Sensory: Life on the Spectrum

This is a collection of comics about being autistic. Like any collection, it’s a bit uneven--segments range from advice for allistic folks, to journeys of self-discovery, to metaphors about the autistic experience--but also engaging and informative. I’m someone who has always had some “spectrum-ish” traits and it was interesting for me to see a lot of different autistic people’s perspectives on some of those traits. This book was originally published out of a Kickstarter campaign and then found a major publisher. I learned stuff from reading it and you probably will too.

World Running Down

A neat combination of a desert salvager dystopian novel and a trans queer romance. Valentine’s been saving money for his transition by doing a series of somewhat sketchy salvage jobs with his only-sort-of-supportive work partner but then he meets Osric (an AI which usually lives in the network, ported somehow into a human body) who gives him the option of doing one big job and maybe getting everything he wants.
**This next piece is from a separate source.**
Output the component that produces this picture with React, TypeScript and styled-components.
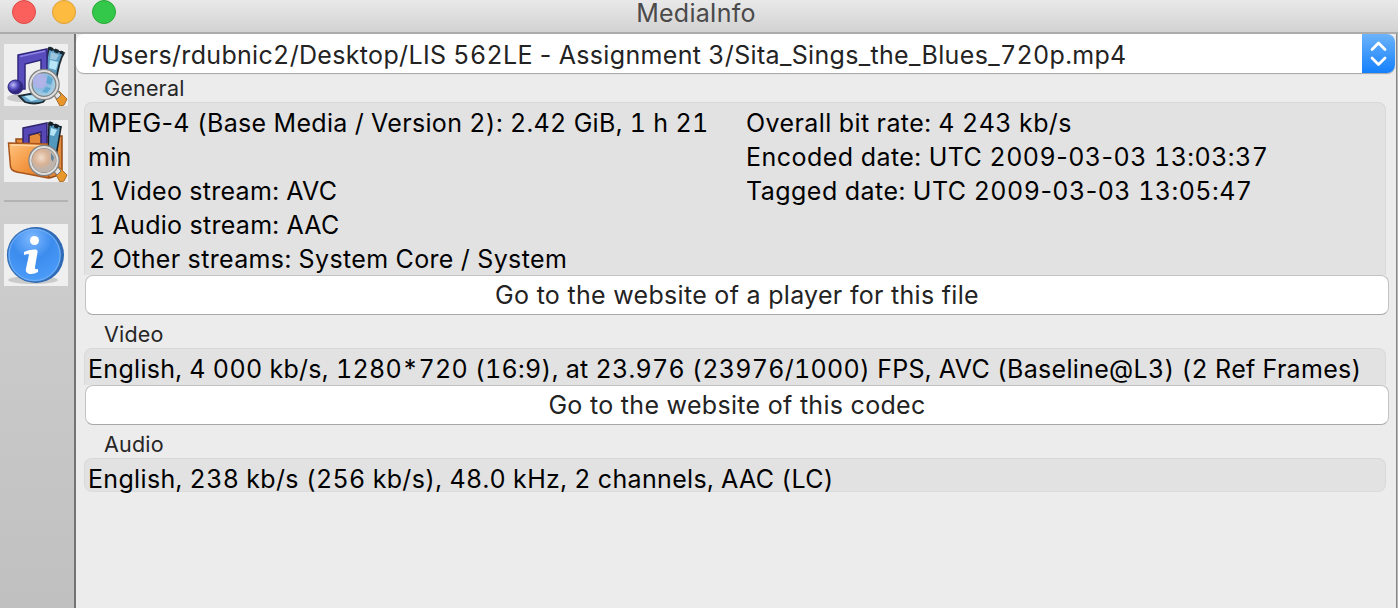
import React from "react";
import styled, { createGlobalStyle } from "styled-components";

const GlobalStyle = createGlobalStyle`
  html, body { margin: 0; padding: 0; overflow: hidden; }
  body {
    font-family: Inter, "Liberation Sans", sans-serif;
    font-feature-settings: "calt" 0, "tnum" 1;
    background: #ececec;
  }
  * { box-sizing: border-box; }
`;

const Window = styled.div`
  position: relative;
  width: 1398px;
  height: 608px;
  display: flex;
  flex-direction: column;
  background: #ececec;
  overflow: hidden;
`;

const TitleBar = styled.header`
  position: relative;
  flex: none;
  height: 34px;
  display: flex;
  align-items: flex-start;
  justify-content: center;
  background: linear-gradient(#e9e9e9, #d2d2d2);
  border-bottom: 2px solid #acacac;
`;

const Title = styled.h1`
  margin: 0 6px 0 0;
  font-size: 25px;
  font-weight: 400;
  line-height: 26px;
  letter-spacing: 0.2px;
  color: #4a4a4a;
`;

const Lights = styled.div`
  position: absolute;
  left: 12px;
  top: 0;
  display: flex;
  gap: 16px;
`;

const Light = styled.span<{ $fill: string; $edge: string }>`
  width: 24px;
  height: 24px;
  border-radius: 50%;
  background: ${(p) => p.$fill};
  border: 1px solid ${(p) => p.$edge};
`;

const Body = styled.div`
  flex: 1;
  display: flex;
  min-height: 0;
`;

const Sidebar = styled.nav`
  flex: none;
  width: 76px;
  padding: 10px 0 0 4px;
  display: flex;
  flex-direction: column;
  background: linear-gradient(#d5d5d5, #c0c0c0);
  border-right: 2px solid #737373;
`;

const Tool = styled.button`
  display: block;
  width: 64px;
  height: 62px;
  margin: 0 0 14px;
  padding: 0;
  border: 0;
  background: #efefef;
  svg { display: block; }
`;

const Divider = styled.hr`
  width: 64px;
  height: 2px;
  margin: 4px 0 22px;
  border: 0;
  background: #b3b3b3;
`;

const Main = styled.main`
  flex: 1;
  min-width: 0;
  display: flex;
  flex-direction: column;
`;

const Edge = styled.div`
  flex: none;
  width: 2px;
  background: linear-gradient(90deg, #858585 50%, #b9b9b9 50%);
`;

const Combo = styled.div`
  flex: none;
  display: flex;
  width: 1319px;
  height: 39px;
  border-radius: 8px;
  background: #fff;
  overflow: hidden;
  box-shadow: 0 1px 1px #a5a5a5;
`;

const Path = styled.span`
  flex: 1;
  padding: 2px 0 0 16px;
  font-size: 25px;
  line-height: 38px;
  white-space: nowrap;
  letter-spacing: 0.33px;
  color: #232323;
`;

const Stepper = styled.span`
  width: 33px;
  background: linear-gradient(#6cb3fa, #1480fc);
  svg { display: block; }
`;

const Legend = styled.h2`
  flex: none;
  height: 29px;
  margin: 0;
  padding: 1px 0 0 28px;
  font-size: 21.5px;
  font-weight: 400;
  line-height: 28px;
  letter-spacing: 0.2px;
  color: #262626;
`;

const Group = styled.section<{ $h: number; $closed?: boolean }>`
  flex: none;
  display: flex;
  width: 1302px;
  height: ${(p) => p.$h}px;
  margin-left: 8px;
  padding: 3px 0 0 3px;
  background: #e2e2e2;
  border: 1px solid #d8d8d8;
  border-bottom-color: ${(p) => (p.$closed ? "#dcdcdc" : "transparent")};
  border-radius: ${(p) => (p.$closed ? "8px" : "8px 8px 0 0")};
`;

const Column = styled.div<{ $w?: number }>`
  width: ${(p) => (p.$w ? `${p.$w}px` : "auto")};
`;

const Line = styled.div<{ $track?: number; $indent?: number }>`
  height: 34px;
  padding-left: ${(p) => p.$indent ?? 0}px;
  font-size: 25px;
  line-height: 34px;
  white-space: pre;
  letter-spacing: ${(p) => p.$track ?? 0.3}px;
  color: #000;
`;

const LinkButton = styled.button`
  flex: none;
  width: 1304px;
  height: 40px;
  margin: 0 0 4px 9px;
  padding: 0;
  border: 1px solid #c3c3c3;
  border-bottom-color: #a8a8a8;
  border-radius: 8px;
  background: #fff;
  font-family: inherit;
  font-size: 25px;
  line-height: 38px;
  letter-spacing: 0.3px;
  color: #232323;
`;

const Hyphen = styled.span`
  font-feature-settings: "calt" 0, "tnum" 0;
`;

// Digits are tabular, hyphens keep their proportional width.
const Text = ({ children }: { children: string }) => (
  <>
    {children.split("-").map((part, i) => (
      <React.Fragment key={i}>
        {i > 0 && <Hyphen>-</Hyphen>}
        {part}
      </React.Fragment>
    ))}
  </>
);

const Lens = () => (
  <g>
    <path d="M50 51l5-4 8 8-3 6-4 1z" fill="#e9972b" stroke="#a86d28" strokeWidth="1" />
    <path d="M49 50l4-4 4 5-4 4z" fill="#e4e4e0" stroke="#77777a" />
    <circle cx="40" cy="40.500" r="13.500" fill="url(#glass)" stroke="#818181" strokeWidth="4.500" />
    <circle cx="40" cy="40.500" r="13.500" fill="none" stroke="#dedede" strokeWidth="2" />
  </g>
);

const FileIcon = () => (
  <svg width="64" height="62" viewBox="0 0 64 62">
    <defs>
      <radialGradient id="glass" cx="40%" cy="40%">
        <stop offset="0" stopColor="#b9c4ee" />
        <stop offset=".5" stopColor="#8ab9e0" />
        <stop offset="1" stopColor="#a3cce2" />
      </radialGradient>
      <radialGradient id="ball" cx="35%" cy="35%">
        <stop offset="0" stopColor="#c0bcf8" />
        <stop offset=".6" stopColor="#574fc0" />
        <stop offset="1" stopColor="#302780" />
      </radialGradient>
    </defs>
    <ellipse cx="18" cy="54" rx="15" ry="4" fill="#ccc" />
    <path d="M45 4q7 3 15 5c-6 9-7 23-9 35l-12 14q-9 3-18 0l-6-6 21-4c6-12 5-30 9-44z" fill="#5f9fc6" stroke="#1c2930" strokeWidth="1.800" />
    <path d="M45 4q7 3 14 5" stroke="#18252d" strokeWidth="3.500" strokeDasharray="4 2" fill="none" />
    <path d="M46 16l8 2-2 8-7-2zM20 52l11-1 5 4-9 2z" fill="#b9e6f6" />
    <path d="M47 8l8 3-3 5-6-1z" fill="#9cc6dd" />
    <path d="M14 11L43 5V36H37V16L21 20V45H14z" fill="#594dbe" stroke="#30277e" strokeWidth="1.500" />
    <path d="M16 12.500l25-5.500" stroke="#8e83e4" strokeWidth="1.500" />
    <ellipse cx="11.500" cy="43" rx="7.500" ry="7" fill="url(#ball)" stroke="#30277e" />
    <Lens />
    <circle cx="36" cy="37" r="7.500" fill="#b1b2e8" opacity=".85" />
    <path d="M44 31l5 4-2 6-5-2zM42 43l5 1-4 5-5-1z" fill="#4fa0ce" opacity=".75" />
  </svg>
);

const FolderIcon = () => (
  <svg width="64" height="62" viewBox="0 0 64 62">
    <defs>
      <linearGradient id="folder" x1="0" y1="0" x2="1" y2="1">
        <stop offset="0" stopColor="#ffc47e" />
        <stop offset=".5" stopColor="#f49a46" />
        <stop offset="1" stopColor="#dc7420" />
      </linearGradient>
      <radialGradient id="folderGlass" cx="38%" cy="38%">
        <stop offset="0" stopColor="#f1dccb" />
        <stop offset=".6" stopColor="#d9b295" />
        <stop offset="1" stopColor="#bfb4ab" />
      </radialGradient>
    </defs>
    <path d="M12 22v-3h8l6-4 8-2 4 4 14-1h6v38l-12 4z" fill="#e58a3b" stroke="#914b18" strokeWidth="1.500" />
    <path d="M45 3l12 4-5 29-8-2z" fill="#5598bd" stroke="#151f26" strokeWidth="1.500" />
    <path d="M45 3l12 5" stroke="#131d25" strokeWidth="4" strokeDasharray="4 2" />
    <path d="M47 8l6 2-3 6-4-1z" fill="#b6e6f5" />
    <path d="M19 8L43 3V30H37V12L25 15V26H19z" fill="#5746b5" stroke="#30256f" strokeWidth="1.500" />
    <path d="M4.500 23l39 1 1 34-26-5q-11-1-12-6z" fill="url(#folder)" stroke="#aa571d" strokeWidth="1.500" />
    <path d="M7 25l35 1" stroke="#ffd5a3" strokeWidth="1.500" />
    <Lens />
    <circle cx="40" cy="40.500" r="12" fill="url(#folderGlass)" />
    <path d="M47 33l3 4-1 5-2-3z" fill="#65869c" />
  </svg>
);

const InfoIcon = () => (
  <svg width="64" height="62" viewBox="0 0 64 62">
    <defs>
      <radialGradient id="info" cx="45%" cy="20%" r="75%">
        <stop offset="0" stopColor="#7eb9ff" />
        <stop offset=".5" stopColor="#3c8cee" />
        <stop offset="1" stopColor="#4a9bf8" />
      </radialGradient>
    </defs>
    <ellipse cx="29" cy="56" rx="25" ry="4" fill="#cbcbcb" />
    <circle cx="32" cy="31" r="28" fill="#2d69b8" />
    <circle cx="30.500" cy="31" r="27" fill="url(#info)" stroke="#366dae" strokeWidth="1.200" />
    <circle cx="30.500" cy="31" r="25.500" fill="none" stroke="#77b0f5" strokeWidth="1" />
    <circle cx="30.500" cy="16.500" r="4.500" fill="#fff" />
    <path d="M20 28q5-3 12-2.500 2 .500 1.500 3L31 43q-.500 3 3 2v3q-5 3-10 1.500-3-1-2-5l3-14q0-1-5 .500z" fill="#fff" />
  </svg>
);

export default function App() {
  return (
    <Window>
      <GlobalStyle />
      <TitleBar>
        <Lights>
          <Light $fill="#fc605c" $edge="#dd4a46" />
          <Light $fill="#fdbc40" $edge="#dd9f34" />
          <Light $fill="#34c84a" $edge="#27a934" />
        </Lights>
        <Title>MediaInfo</Title>
      </TitleBar>
      <Body>
        <Sidebar>
          <Tool aria-label="Open file"><FileIcon /></Tool>
          <Tool aria-label="Open folder"><FolderIcon /></Tool>
          <Divider />
          <Tool aria-label="About"><InfoIcon /></Tool>
        </Sidebar>
        <Main>
          <Combo>
            <Path><Text>/Users/rdubnic2/Desktop/LIS 562LE - Assignment 3/Sita_Sings_the_Blues_720p.mp4</Text></Path>
            <Stepper>
              <svg width="33" height="39" viewBox="0 0 33 39" fill="none" stroke="#fff" strokeWidth="2.800" strokeLinecap="round" strokeLinejoin="round">
                <path d="M10 15.500l6.500-6.500 6.500 6.500M10 24l6.500 6.500 6.500-6.500" />
              </svg>
            </Stepper>
          </Combo>
          <Legend>General</Legend>
          <Group $h={173}>
            <Column $w={658}>
              <Line $track={0.32}><Text>MPEG-4 (Base Media / Version 2): 2.42 GiB, 1 h 21</Text></Line>
              <Line>min</Line>
              <Line $indent={1}>1 Video stream: AVC</Line>
              <Line $indent={1}>1 Audio stream: AAC</Line>
              <Line $indent={1} $track={0.36}>2 Other streams: System Core / System</Line>
            </Column>
            <Column>
              <Line $track={0.4}>Overall bit rate: 4 243 kb/s</Line>
              <Line $track={0.46}><Text>Encoded date: UTC 2009-03-03 13:03:37</Text></Line>
              <Line $track={0.46}><Text>Tagged date: UTC 2009-03-03 13:05:47</Text></Line>
            </Column>
          </Group>
          <LinkButton>Go to the website of a player for this file</LinkButton>
          <Legend>Video</Legend>
          <Group $h={37}>
            <Line>English, 4 000 kb/s, 1280*720 (16:9), at 23.976 (23976/1000) FPS, AVC (Baseline@L3) (2 Ref Frames)</Line>
          </Group>
          <LinkButton>Go to the website of this codec</LinkButton>
          <Legend>Audio</Legend>
          <Group $h={34} $closed>
            <Line $track={0.33}>English, 238 kb/s (256 kb/s), 48.0 kHz, 2 channels, AAC (LC)</Line>
          </Group>
        </Main>
        <Edge />
      </Body>
    </Window>
  );
}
There are a lot of interesting analogies drawn between the AI in the “wrong” body and Valentine also being in the wrong body which I think work fairly well. There are some very sweet parts to this story which takes place in a lot of places where the characters aren’t always comfortable. It’s incredibly well done and the type of book that you don’t see many of but I hope we’ll see more of.

A Fractured Infinity

The queer multiverse love story you’ve been waiting for. Maybe. This is a great debut novel that goes in some interesting directions with multiverse ideas while not getting bogged down in the hard science aspects of it. It’s all about a scientist who invents a machine that can traverse multiverses, and another version of that same guy who is NOT a scientist, who is trying to figure out what the hell is going on. At times funny and poignant, but not too terribly confusing (sometimes a problem with multiverse books). There’s a lot of longing and nostagia in it, which are well told. I enjoyed being along for this ride.

How to Keep House While Drowning

A friend suggested this since I’ve had a tough year or so. This author’s challenges are not my challenges--she has kids, and ADHD--but it’s good for people with anything that could be considered a challenge. It’s a pretty short and supportive self-help style book that has good strategies for just what it says on the cover. How to take care of yourself without shaming yourself that maybe you’re not taking care of your house the way you’d like to. I found it useful and it helped me take some concrete steps to remove some blockers to getting my house the way I wanted it.

On Whitcomb Hill

This was a gift from a writer friend about the 1840s farmhouse he purchased with his wife and thoughts about fixing it up, and the rural landscape, the people who had built the house and farmed the land. A lot going on it it and it’s hard for me to say what I might have thought about it if I didn’t know the writer but since I DID know the writer, I enjoyed getting to go along with him on this journey.

Paper Girls: The Complete Story

have a weird complaint about this book and that is that it was too heavy so it was hard to read in bed. It’s a compilation of six other books and I can understand wanting to have them in one volume but oy. I otherwise adored this compilation of the Paper Girl stories which involve a lot of complex time travel, meeting some of your future selves, and navigating friendships and relationships. There’s a lot going on and the illustrations really reward a close look.

A First Time For Everything

This book, which takes place in 1989, had a QR code in the front so I could listen to a soundtrack that would accompany it and it was just the greatest thing. I knew most of the songs and I read this book in one sitting. It’s an autobiographical story of a nerdy awkward kid who learns some things about himself and others during a month in Europe before high school. He endured a lot of bullying and some complicated family stuff before this trip and the things that happen to him (which are almost entirely true to his real life) help him learn and grow from it. I especially appreciated the afterword where we learned more about what his life was like after.

The God of Endings

Not my usual read, a vampire-adjacent tale of the undead and what it’s like to be a quasi-vampire with a conscience and a love for art. The lead character is immortal, or almost immortal and she tries to balance her love of being alive, of service work, of trying to understand her past, with the fear that there is an ending sneaking up on her. Beautifully written and evocative. Not too scary but with a lot of moody ambience.

The Twyford Code

This book was a fun take on the “total amateur finds hidden code and spends a lot of time tracking down clues while other people think they may be losing it” genre that I enjoy. It had an odd style that might not be for everyone, a series of audio recordings, transcribed by fallible software, that tell nearly the entire tale. You have to figure out what might be an error, or a misremembering, or a mislead. It’s not necessarily a mystery you’re going to puzzle out on your own, but one that has an ending that makes sense and is interesting. This one features a librarian character and keeps you guessing right up until the very last pages.